Et il trouve dans cette quête de la vérité, une alliée inattendue, la jeune Chiite bien décidée à honorer ce métier qui l’a toujours fait rêver. En réalité, au-delà de l’intrigue qui sert à expliquer le bordel historique du pays, Ibtissam est presque la clé de l’ouvrage. Surtout en ce moment, avec la perception erronée que peuvent avoir les Occidentaux envers cette branche de l’islam. Même Marwan est gavé de clichés. « Faut pas croire que tout le monde est pro Hezbollah, lui explique la jeune femme. Dans ma famille, comme tant d’autres, il y a deux camps. Du côté de ma mère, on m’a raconté que mon oncle Hussein a été assassiné par le Hezbollah en 1987. Il était communiste.

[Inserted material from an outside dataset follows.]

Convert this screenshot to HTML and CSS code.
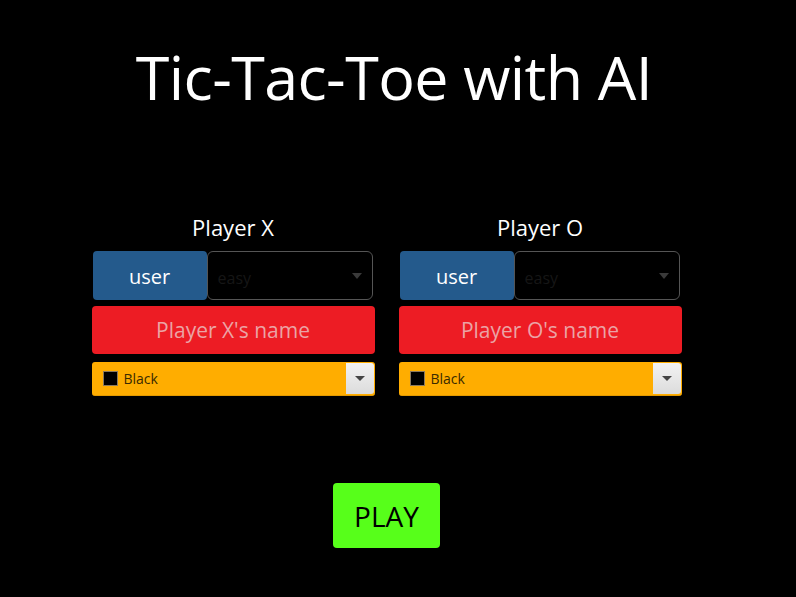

Cette histoire a toujours divisé la famille ». Marwan se dit qu’il a peut-être jugé un peu trop vite son adjointe voilée.

Les rapports avec sa hiérarchie se dégradent à la vitesse grand V. L’amitié torturée qui le lie à son chef sert à expliquer le Liban d’avant et de maintenant. En d’autres termes, elle ne peut que mal finir. Parce qu’au Liban, rien ne peut se lire autrement que par son appartenance confessionnelle ou par les alliances que l’on choisit d’avoir tout au long de sa vie. Mona, une potentielle suspecte, n’échappe pas à cette équation maudite. Le roman a été écrit avant la chute de Bachar al-Assad. Marwan haïssait le gouvernement syrien. On imagine qu’aujourd’hui il se frotte les mains. Les deux ennemis du Liban, le Hezbollah et la dynastie Assad ont été décapités. Reste les autres.

« Beyrouth Forever », de David Hury, Éditions Liana Levi, 295 pages, euros.